* START DATASET SECTION *

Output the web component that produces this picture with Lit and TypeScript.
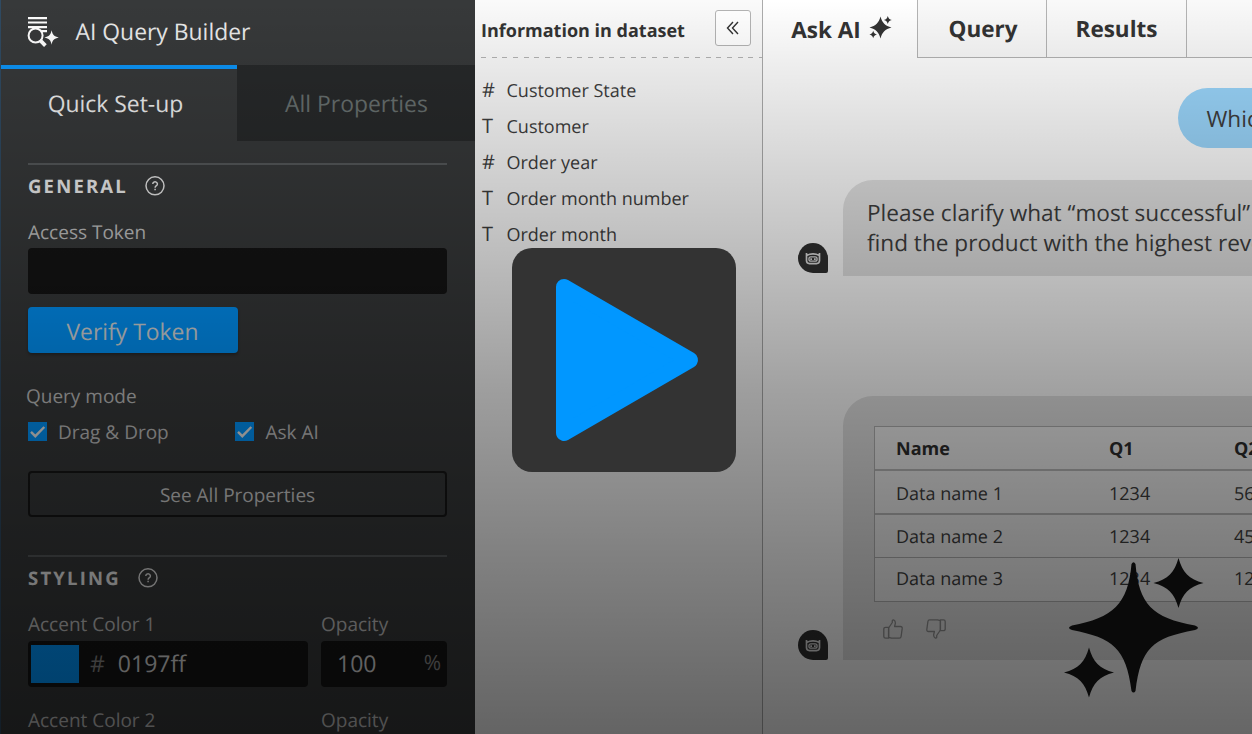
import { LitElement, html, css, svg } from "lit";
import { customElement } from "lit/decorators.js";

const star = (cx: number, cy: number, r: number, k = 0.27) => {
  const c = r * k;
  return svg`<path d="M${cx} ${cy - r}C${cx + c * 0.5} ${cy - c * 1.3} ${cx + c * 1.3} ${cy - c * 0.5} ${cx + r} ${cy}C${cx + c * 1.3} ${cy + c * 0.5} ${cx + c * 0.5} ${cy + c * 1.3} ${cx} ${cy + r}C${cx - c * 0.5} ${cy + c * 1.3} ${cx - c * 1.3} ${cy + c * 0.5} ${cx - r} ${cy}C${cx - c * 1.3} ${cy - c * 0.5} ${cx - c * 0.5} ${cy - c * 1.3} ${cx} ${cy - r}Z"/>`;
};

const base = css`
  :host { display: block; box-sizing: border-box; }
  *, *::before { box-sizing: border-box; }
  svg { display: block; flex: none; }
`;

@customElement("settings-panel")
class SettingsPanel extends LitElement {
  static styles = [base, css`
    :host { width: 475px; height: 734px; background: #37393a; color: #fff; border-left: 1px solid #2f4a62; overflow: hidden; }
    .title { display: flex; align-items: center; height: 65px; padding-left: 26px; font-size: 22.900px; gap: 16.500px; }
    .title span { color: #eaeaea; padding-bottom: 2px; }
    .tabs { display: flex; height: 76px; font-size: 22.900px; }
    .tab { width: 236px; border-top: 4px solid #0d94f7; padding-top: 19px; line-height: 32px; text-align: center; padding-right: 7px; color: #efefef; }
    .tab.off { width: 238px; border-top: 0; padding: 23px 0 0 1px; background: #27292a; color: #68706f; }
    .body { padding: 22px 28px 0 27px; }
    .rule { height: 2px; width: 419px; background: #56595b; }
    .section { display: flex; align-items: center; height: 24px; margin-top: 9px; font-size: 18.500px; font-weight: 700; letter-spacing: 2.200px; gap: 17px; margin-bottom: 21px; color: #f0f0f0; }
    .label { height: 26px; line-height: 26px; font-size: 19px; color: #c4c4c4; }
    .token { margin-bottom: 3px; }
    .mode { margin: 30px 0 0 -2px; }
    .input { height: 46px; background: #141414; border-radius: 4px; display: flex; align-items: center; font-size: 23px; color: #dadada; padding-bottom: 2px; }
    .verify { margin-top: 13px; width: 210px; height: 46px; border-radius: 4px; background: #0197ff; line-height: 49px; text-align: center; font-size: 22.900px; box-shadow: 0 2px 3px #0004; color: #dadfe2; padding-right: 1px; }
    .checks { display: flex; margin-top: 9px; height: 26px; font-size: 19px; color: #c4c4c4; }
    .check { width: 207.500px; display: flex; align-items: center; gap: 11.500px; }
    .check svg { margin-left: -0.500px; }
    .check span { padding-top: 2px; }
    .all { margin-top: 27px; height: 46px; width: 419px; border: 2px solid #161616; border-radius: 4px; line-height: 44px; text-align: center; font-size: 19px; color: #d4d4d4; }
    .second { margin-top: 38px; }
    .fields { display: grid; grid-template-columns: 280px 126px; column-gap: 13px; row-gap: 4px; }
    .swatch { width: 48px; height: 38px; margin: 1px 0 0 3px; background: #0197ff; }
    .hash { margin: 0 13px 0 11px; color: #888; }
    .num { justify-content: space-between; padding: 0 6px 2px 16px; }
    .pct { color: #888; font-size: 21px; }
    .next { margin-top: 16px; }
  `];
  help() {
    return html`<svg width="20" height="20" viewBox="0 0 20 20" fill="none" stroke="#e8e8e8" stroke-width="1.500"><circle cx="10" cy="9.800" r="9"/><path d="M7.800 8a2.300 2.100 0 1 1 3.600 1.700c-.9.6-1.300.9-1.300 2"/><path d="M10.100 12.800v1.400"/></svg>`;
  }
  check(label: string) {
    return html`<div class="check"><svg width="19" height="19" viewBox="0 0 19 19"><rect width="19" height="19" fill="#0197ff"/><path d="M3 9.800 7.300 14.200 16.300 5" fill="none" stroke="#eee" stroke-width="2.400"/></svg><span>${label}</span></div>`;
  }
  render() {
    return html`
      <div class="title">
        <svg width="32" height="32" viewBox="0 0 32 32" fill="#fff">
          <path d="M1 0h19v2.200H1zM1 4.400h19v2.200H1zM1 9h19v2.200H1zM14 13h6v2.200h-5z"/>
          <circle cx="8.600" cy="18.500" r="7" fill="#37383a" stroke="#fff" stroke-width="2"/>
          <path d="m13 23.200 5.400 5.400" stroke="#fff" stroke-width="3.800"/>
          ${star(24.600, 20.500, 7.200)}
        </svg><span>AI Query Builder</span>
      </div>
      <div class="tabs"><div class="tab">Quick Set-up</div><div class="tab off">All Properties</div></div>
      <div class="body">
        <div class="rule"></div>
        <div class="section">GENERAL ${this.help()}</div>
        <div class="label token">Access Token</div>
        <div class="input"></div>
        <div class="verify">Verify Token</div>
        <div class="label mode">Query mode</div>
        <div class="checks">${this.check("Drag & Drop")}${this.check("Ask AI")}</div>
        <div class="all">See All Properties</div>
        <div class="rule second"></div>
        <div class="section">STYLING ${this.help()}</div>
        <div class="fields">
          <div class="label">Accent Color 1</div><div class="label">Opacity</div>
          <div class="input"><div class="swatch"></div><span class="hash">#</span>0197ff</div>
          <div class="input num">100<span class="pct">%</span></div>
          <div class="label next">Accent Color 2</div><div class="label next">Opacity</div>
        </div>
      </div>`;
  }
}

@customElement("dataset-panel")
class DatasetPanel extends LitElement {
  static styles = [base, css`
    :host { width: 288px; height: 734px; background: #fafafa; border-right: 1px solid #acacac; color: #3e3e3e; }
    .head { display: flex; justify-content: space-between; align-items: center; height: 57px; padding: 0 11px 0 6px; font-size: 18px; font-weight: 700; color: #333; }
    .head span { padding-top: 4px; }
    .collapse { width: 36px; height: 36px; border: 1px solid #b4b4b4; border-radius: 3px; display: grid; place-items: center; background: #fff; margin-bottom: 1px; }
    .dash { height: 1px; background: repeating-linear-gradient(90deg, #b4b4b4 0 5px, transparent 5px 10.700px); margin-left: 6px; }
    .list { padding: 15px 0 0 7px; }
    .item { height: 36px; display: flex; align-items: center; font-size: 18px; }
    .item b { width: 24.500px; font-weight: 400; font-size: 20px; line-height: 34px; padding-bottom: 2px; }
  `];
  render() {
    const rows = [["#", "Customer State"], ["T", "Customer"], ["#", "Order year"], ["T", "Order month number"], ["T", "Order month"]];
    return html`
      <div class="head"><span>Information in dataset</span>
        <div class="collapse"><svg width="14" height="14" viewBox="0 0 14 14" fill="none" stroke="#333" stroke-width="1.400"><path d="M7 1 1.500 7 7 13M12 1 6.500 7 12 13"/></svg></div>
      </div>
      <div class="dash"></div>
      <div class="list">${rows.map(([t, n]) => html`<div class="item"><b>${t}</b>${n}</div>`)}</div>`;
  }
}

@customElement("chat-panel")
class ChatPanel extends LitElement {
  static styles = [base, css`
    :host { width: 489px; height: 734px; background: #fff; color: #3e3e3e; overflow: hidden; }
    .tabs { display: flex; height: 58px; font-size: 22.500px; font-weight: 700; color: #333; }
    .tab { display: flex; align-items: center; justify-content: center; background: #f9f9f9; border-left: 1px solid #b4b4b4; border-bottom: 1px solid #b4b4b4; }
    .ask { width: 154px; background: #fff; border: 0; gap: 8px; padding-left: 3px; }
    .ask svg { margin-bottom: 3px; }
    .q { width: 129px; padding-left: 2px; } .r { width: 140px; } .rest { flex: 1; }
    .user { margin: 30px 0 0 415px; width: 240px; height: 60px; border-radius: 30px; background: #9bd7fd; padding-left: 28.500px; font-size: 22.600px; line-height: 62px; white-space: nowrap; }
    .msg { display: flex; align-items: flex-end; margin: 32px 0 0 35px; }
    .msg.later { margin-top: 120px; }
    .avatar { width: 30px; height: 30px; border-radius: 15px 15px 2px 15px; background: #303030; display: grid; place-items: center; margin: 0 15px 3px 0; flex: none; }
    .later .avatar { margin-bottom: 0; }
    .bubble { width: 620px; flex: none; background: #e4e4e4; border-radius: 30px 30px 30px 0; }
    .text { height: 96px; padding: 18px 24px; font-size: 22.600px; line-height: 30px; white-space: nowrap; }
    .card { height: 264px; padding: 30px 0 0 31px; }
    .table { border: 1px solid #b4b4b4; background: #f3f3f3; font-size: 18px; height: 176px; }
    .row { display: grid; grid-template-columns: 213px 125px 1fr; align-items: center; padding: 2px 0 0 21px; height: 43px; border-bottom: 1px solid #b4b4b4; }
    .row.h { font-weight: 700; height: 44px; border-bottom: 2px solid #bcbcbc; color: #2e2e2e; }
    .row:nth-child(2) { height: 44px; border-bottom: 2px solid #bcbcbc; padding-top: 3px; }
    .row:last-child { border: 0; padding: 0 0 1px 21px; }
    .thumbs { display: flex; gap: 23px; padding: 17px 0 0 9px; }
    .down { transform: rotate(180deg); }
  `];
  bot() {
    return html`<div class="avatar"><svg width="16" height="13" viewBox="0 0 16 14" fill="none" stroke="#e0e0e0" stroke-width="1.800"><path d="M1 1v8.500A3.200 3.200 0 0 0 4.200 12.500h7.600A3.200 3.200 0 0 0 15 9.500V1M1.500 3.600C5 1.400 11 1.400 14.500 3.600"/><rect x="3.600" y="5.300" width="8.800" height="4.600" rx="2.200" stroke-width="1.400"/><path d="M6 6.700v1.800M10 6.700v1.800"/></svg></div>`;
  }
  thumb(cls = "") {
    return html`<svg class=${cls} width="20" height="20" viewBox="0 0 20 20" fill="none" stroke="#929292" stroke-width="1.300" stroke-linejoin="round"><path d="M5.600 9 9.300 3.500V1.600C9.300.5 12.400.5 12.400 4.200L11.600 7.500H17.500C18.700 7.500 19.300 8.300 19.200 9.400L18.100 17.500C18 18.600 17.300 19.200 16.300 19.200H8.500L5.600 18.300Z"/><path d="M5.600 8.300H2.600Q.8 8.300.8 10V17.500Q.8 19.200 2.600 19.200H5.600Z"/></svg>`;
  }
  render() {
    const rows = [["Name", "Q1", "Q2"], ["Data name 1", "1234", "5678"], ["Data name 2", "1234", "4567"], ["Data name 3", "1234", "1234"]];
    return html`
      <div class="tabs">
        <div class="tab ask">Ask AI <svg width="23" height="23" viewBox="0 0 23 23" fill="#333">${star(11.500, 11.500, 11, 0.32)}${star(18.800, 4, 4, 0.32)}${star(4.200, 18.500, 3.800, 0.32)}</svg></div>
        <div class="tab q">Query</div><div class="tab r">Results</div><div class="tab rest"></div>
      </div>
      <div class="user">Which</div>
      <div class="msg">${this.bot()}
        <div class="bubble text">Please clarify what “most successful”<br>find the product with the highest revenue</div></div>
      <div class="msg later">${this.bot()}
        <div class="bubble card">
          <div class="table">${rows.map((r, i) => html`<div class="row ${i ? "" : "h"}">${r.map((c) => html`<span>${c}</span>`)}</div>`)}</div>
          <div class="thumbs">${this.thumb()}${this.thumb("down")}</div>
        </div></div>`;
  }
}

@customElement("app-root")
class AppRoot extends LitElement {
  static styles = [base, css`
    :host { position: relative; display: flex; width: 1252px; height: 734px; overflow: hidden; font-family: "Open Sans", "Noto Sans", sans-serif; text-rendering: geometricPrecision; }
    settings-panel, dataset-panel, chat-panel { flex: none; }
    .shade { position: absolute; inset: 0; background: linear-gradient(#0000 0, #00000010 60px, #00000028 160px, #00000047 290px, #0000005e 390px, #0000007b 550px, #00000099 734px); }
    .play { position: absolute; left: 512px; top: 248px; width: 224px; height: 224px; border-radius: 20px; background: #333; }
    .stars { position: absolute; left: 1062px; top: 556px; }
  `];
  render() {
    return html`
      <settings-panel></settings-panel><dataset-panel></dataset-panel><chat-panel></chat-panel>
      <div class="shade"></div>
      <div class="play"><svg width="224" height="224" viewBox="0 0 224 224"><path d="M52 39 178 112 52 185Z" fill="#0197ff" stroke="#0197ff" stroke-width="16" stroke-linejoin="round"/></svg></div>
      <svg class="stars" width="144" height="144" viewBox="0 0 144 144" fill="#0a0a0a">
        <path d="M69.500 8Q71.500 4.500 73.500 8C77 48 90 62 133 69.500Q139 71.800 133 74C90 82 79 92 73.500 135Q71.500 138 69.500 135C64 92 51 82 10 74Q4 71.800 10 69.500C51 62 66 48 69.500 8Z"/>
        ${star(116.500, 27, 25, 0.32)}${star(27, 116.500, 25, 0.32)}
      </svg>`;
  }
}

* END DATASET SECTION *

REQUIREMENTS
In the data above, how many lines contain the string "this"? Answer with the number only.

COMPLETED EXERCISE
7